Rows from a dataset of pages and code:
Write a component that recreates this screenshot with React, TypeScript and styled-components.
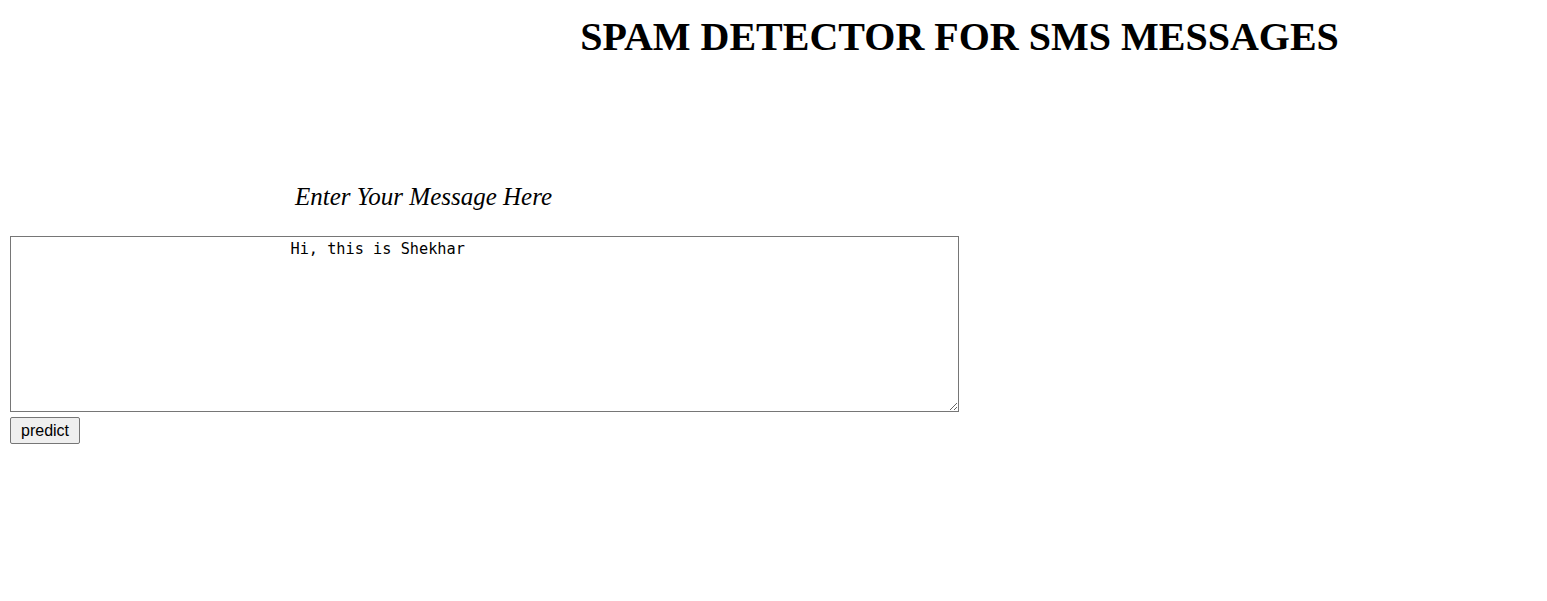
import React from 'react'
import styled, { createGlobalStyle } from 'styled-components'

const GlobalStyle = createGlobalStyle`
    html, body {
        margin: 0;
        background: #fff;
    }
    body {
        font-family: "Liberation Serif", "Times New Roman", serif;
        color: #000;
    }
`

const Page = styled.div`
    padding: 8px;
    display: flex;
    flex-direction: column;
    align-items: flex-start;
`

const Title = styled.h1`
    align-self: stretch;
    margin: 5px 0 0 372px;
    font-size: 40px;
    font-weight: 700;
    line-height: normal;
    text-align: center;
`

const Prompt = styled.div`
    width: 831px;
    margin-top: 122.5px;
    font-size: 25px;
    font-style: italic;
    line-height: normal;
    text-align: center;
`

const MessageBox = styled.textarea`
    width: 949px;
    height: 176px;
    box-sizing: border-box;
    margin: 25.75px 0 0 2px;
    padding: 3px 2px 2px 4px;
    border: 1px solid #767676;
    font-family: "DejaVu Sans Mono", "Liberation Mono", monospace;
    font-size: 15.25px;
    line-height: normal;
    color: #000;
    background: #fff;
    outline: none;
`

const PredictButton = styled.button`
    margin: 5px 0 0 2px;
    height: 27px;
    padding: 0 10px;
    box-sizing: border-box;
    border: 1px solid #767676;
    border-radius: 2px;
    background: #efefef;
    font-family: "Liberation Sans", Arial, sans-serif;
    font-size: 16px;
    color: #000;
    cursor: pointer;
`

const message = ' '.repeat(30) + 'Hi, this is Shekhar'

export default function App() {
    return (
        <>
            <GlobalStyle />
            <Page>
                <Title>SPAM DETECTOR FOR SMS MESSAGES</Title>
                <Prompt>Enter Your Message Here</Prompt>
                <MessageBox defaultValue={message} />
                <PredictButton type='button'>predict</PredictButton>
            </Page>
        </>
    )
}
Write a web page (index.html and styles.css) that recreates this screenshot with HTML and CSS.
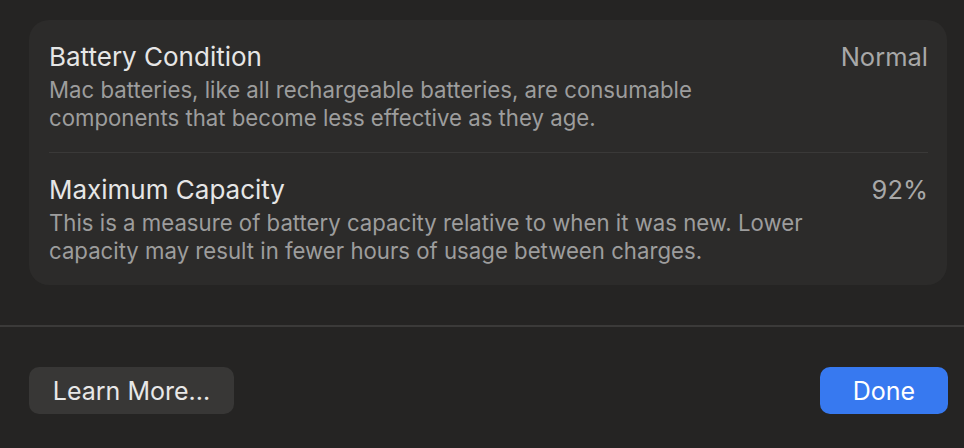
FILE: index.html
```html
<!DOCTYPE html>
<html lang="en">
<head>
    <meta charset="UTF-8">
    <meta name="viewport" content="width=device-width, initial-scale=1.0">
    <title>Battery Health</title>
    <link rel="stylesheet" href="styles.css">
</head>
<body>
    <div class="sheet">
        <!-- Battery info card -->
        <div class="card">
            <div class="row">
                <div class="row-text">
                    <div class="row-title">Battery Condition</div>
                    <div class="row-desc">Mac batteries, like all rechargeable batteries, are consumable<br>components that become less effective as they age.</div>
                </div>
                <div class="row-value">Normal</div>
            </div>
            <div class="separator"></div>
            <div class="row">
                <div class="row-text">
                    <div class="row-title">Maximum Capacity</div>
                    <div class="row-desc">This is a measure of battery capacity relative to when it was new. Lower<br>capacity may result in fewer hours of usage between charges.</div>
                </div>
                <div class="row-value">92%</div>
            </div>
        </div>

        <!-- Footer with buttons -->
        <div class="footer">
            <button class="btn btn-secondary">Learn More...</button>
            <button class="btn btn-primary">Done</button>
        </div>
    </div>
</body>
</html>
```

FILE: styles.css
```css
/* Base */
body {
    margin: 0;
    background-color: #252423;
    font-family: Inter, "Noto Sans", sans-serif;
    overflow: hidden;
}
.sheet {
    width: 964px;
    height: 448px;
    padding-top: 20px;
    box-sizing: border-box;
}
/* Card */
.card {
    margin: 0 17px 0 29px;
    padding: 0 19px 0 20px;
    background-color: #2c2b2a;
    border-radius: 20px;
}
.row {
    display: flex;
    justify-content: space-between;
    padding: 22px 0 20px;
}
.row-title {
    font-size: 26px;
    line-height: 30px;
    color: #e6e6e6;
    margin-bottom: 4px;
}
.row-desc {
    font-size: 22.2px;
    line-height: 28px;
    color: #9d9d9d;
}
.row-value {
    font-size: 25.5px;
    line-height: 30px;
    color: #a8a8a8;
}
.separator {
    height: 1px;
    background-color: #3a3938;
}
/* Footer */
.footer {
    margin-top: 40px;
    border-top: 2px solid #3b3a39;
    padding: 40px 16px 0 29px;
    display: flex;
    justify-content: space-between;
}
.btn {
    height: 47px;
    padding: 0;
    border: none;
    border-radius: 10px;
    font-family: Inter, "Noto Sans", sans-serif;
    font-size: 25px;
    cursor: pointer;
}
.btn-secondary {
    width: 205px;
    background-color: #383736;
    color: #e8e8e8;
}
.btn-primary {
    width: 128px;
    background-color: #3779f0;
    color: #ffffff;
}
```
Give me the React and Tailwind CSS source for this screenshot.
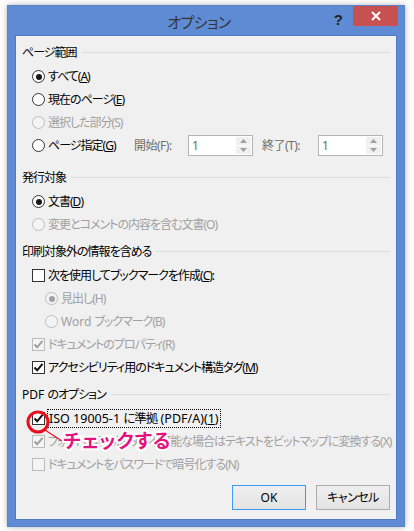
import React from "react";

const FONT = "font-['Noto_Sans','Noto_Sans_CJK_JP',sans-serif] [font-feature-settings:'palt']";

function Radio({ checked, disabled }) {
  return (
    <span
      className={`flex items-center justify-center w-[13px] h-[13px] rounded-full border shrink-0 ${
        disabled ? "border-[#bcbcbc] bg-[#f4f4f4]" : "border-[#333] bg-white"
      }`}
    >
      {checked && (
        <span className={`w-[6px] h-[6px] rounded-full ${disabled ? "bg-[#a0a0a0]" : "bg-[#1a1a1a]"}`} />
      )}
    </span>
  );
}

function Check({ checked, disabled }) {
  return (
    <span
      className={`flex items-center justify-center w-[13px] h-[13px] border shrink-0 ${
        disabled ? "border-[#bcbcbc] bg-[#f4f4f4]" : "border-[#333] bg-white"
      }`}
    >
      {checked && (
        <svg width="11" height="11" viewBox="0 0 11 11">
          <path d="M1.5 5.5 L4.2 8.3 L9.5 1.8" fill="none" stroke={disabled ? "#a0a0a0" : "#111"} strokeWidth="2" />
        </svg>
      )}
    </span>
  );
}

function Heading({ children, className = "" }) {
  return (
    <div className={`flex items-center h-[25px] pl-[6px] pr-[6px] ${className}`}>
      <span className="text-[#000] whitespace-nowrap">{children}</span>
      <span className="flex-1 h-px bg-[#dcdcdc] ml-[5px]" />
    </div>
  );
}

function Item({ kind, checked, disabled, indent, children }) {
  return (
    <div className={`flex items-center h-[23px] ${indent ? "pl-[29px]" : "pl-[16px]"}`}>
      {kind === "radio" ? <Radio checked={checked} disabled={disabled} /> : <Check checked={checked} disabled={disabled} />}
      <span className={`ml-[3px] whitespace-nowrap ${disabled ? "text-[#a0a0a0]" : "text-black"}`}>{children}</span>
    </div>
  );
}

function Spin() {
  return (
    <div className="flex w-[65px] h-[21px] border border-[#b4b4b4] bg-white tracking-normal">
      <span className="flex-1 pl-[3px] leading-[19px] text-[#6d6d6d]">1</span>
      <div className="flex flex-col w-[17px] p-px gap-px">
        <div className="flex-1 flex items-center justify-center bg-[#f0f0f0]">
          <svg width="7" height="4" viewBox="0 0 7 4"><path d="M0 4 L3.5 0 L7 4Z" fill="#a0a0a0" /></svg>
        </div>
        <div className="flex-1 flex items-center justify-center bg-[#f0f0f0]">
          <svg width="7" height="4" viewBox="0 0 7 4"><path d="M0 0 L3.5 4 L7 0Z" fill="#a0a0a0" /></svg>
        </div>
      </div>
    </div>
  );
}

export default function App() {
  return (
    <div className={`w-[414px] h-[531px] bg-white pt-[5px] pl-[7px] text-[12px] ${FONT}`}>
      <div className="relative w-[398px] h-[522px] bg-[#5f8bd4] border border-[#5783cc] shadow-[0_0_6px_rgba(0,0,0,0.3)] flex flex-col">
        {/* title bar */}
        <div className="flex items-start h-[29px]">
          <div className="flex-1 flex justify-center pt-[5px] pl-[56px]">
            <span className="text-[15px] text-[#333] tracking-[-0.5px]">オプション</span>
          </div>
          <span className="mt-[3px] mr-[10px] text-[15px] font-bold text-[#222] font-['Liberation_Sans',sans-serif]">?</span>
          <div className="w-[45px] h-[20px] mr-[6px] bg-[#c75050] flex items-center justify-center">
            <svg width="10" height="10" viewBox="0 0 10 10">
              <path d="M1 1 L9 9 M9 1 L1 9" stroke="white" strokeWidth="2" />
            </svg>
          </div>
        </div>
        {/* client */}
        <div className="flex-1 mx-[7px] mb-[6px] bg-[#f0f0f0] border border-[#4f79c2] flex flex-col pt-[4px] tracking-[-1px]">
          <Heading>ページ範囲</Heading>
          <Item kind="radio" checked>すべて(<u>A</u>)</Item>
          <Item kind="radio">現在のページ(<u>E</u>)</Item>
          <Item kind="radio" disabled>選択した部分(S)</Item>
          <div className="flex items-center h-[23px] pl-[16px]">
            <Radio />
            <span className="ml-[3px] whitespace-nowrap w-[86px]">ページ指定(<u>G</u>)</span>
            <span className="text-[#6d6d6d] w-[54px] whitespace-nowrap tracking-[-0.5px]">開始(F):</span>
            <Spin />
            <span className="text-[#6d6d6d] ml-[9px] w-[56px] whitespace-nowrap tracking-[-0.5px]">終了(T):</span>
            <Spin />
          </div>

          <Heading className="mt-[8px]">発行対象</Heading>
          <Item kind="radio" checked>文書(<u>D</u>)</Item>
          <Item kind="radio" disabled>変更とコメントの内容を含む文書(O)</Item>

          <Heading className="mt-[3px]">印刷対象外の情報を含める</Heading>
          <Item kind="check">次を使用してブックマークを作成(<u>C</u>):</Item>
          <Item kind="radio" checked disabled indent>見出し(H)</Item>
          <Item kind="radio" disabled indent><span className="tracking-[0px]">Word </span>ブックマーク(B)</Item>
          <Item kind="check" checked disabled>ドキュメントのプロパティ(R)</Item>
          <Item kind="check" checked>アクセシビリティ用のドキュメント構造タグ(<u>M</u>)</Item>

          <Heading className="mt-[3px]"><span className="tracking-[0px]">PDF </span>のオプション</Heading>
          <div className="flex items-center h-[23px] pl-[16px]">
            <Check checked />
            <span className="ml-[2px] px-px border border-dotted border-black whitespace-nowrap leading-[17px] text-[12.5px] tracking-[0px]">
              ISO 19005-1 <span className="tracking-[-1px]">に準拠</span> (PDF/A)(<u>1</u>)
            </span>
          </div>
          <Item kind="check" checked disabled>フォントの埋め込みが不可能な場合はテキストをビットマップに変換する(X)</Item>
          <Item kind="check" disabled>ドキュメントをパスワードで暗号化する(N)</Item>

          <div className="flex justify-end gap-[10px] mt-[9px] pr-[6px] tracking-normal">
            <button className="w-[74px] h-[25px] border border-[#3c9bef] bg-[linear-gradient(#efefef,#e3e3e3)] text-black">OK</button>
            <button className="w-[74px] h-[25px] border border-[#acacac] bg-[linear-gradient(#efefef,#e3e3e3)] text-black tracking-[-0.5px]">キャンセル</button>
          </div>
        </div>

        {/* annotation overlay */}
        <svg className="absolute left-[17px] top-[401px]" width="60" height="50" viewBox="0 0 60 50">
          <circle cx="13" cy="15" r="10" fill="none" stroke="#e8101e" strokeWidth="3" />
          <path d="M20 23 L40 36" stroke="#e8101e" strokeWidth="1.2" />
        </svg>
        <span className="absolute left-[55px] top-[421px] text-[19px] font-bold text-[#e4147f] tracking-[1px] [-webkit-text-stroke:4px_white] [paint-order:stroke_fill] whitespace-nowrap">
          チェックする
        </span>
      </div>
    </div>
  );
}
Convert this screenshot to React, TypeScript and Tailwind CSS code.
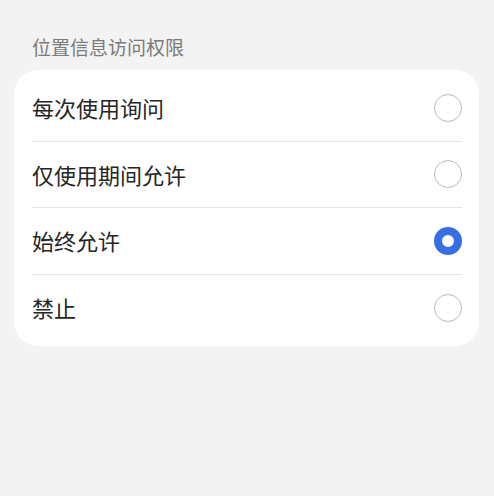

Problem to solve - Repeat, exactly and in full, each line from the start of the data to the line that contains "const message = '". Pictures do not go in.

Solved problem -
Write a component that recreates this screenshot with React, TypeScript and styled-components.
import React from 'react'
import styled, { createGlobalStyle } from 'styled-components'

const GlobalStyle = createGlobalStyle`
    html, body {
        margin: 0;
        background: #fff;
    }
    body {
        font-family: "Liberation Serif", "Times New Roman", serif;
        color: #000;
    }
`

const Page = styled.div`
    padding: 8px;
    display: flex;
    flex-direction: column;
    align-items: flex-start;
`

const Title = styled.h1`
    align-self: stretch;
    margin: 5px 0 0 372px;
    font-size: 40px;
    font-weight: 700;
    line-height: normal;
    text-align: center;
`

const Prompt = styled.div`
    width: 831px;
    margin-top: 122.5px;
    font-size: 25px;
    font-style: italic;
    line-height: normal;
    text-align: center;
`

const MessageBox = styled.textarea`
    width: 949px;
    height: 176px;
    box-sizing: border-box;
    margin: 25.75px 0 0 2px;
    padding: 3px 2px 2px 4px;
    border: 1px solid #767676;
    font-family: "DejaVu Sans Mono", "Liberation Mono", monospace;
    font-size: 15.25px;
    line-height: normal;
    color: #000;
    background: #fff;
    outline: none;
`

const PredictButton = styled.button`
    margin: 5px 0 0 2px;
    height: 27px;
    padding: 0 10px;
    box-sizing: border-box;
    border: 1px solid #767676;
    border-radius: 2px;
    background: #efefef;
    font-family: "Liberation Sans", Arial, sans-serif;
    font-size: 16px;
    color: #000;
    cursor: pointer;
`

const message = ' '.repeat(30) + 'Hi, this is Shekhar'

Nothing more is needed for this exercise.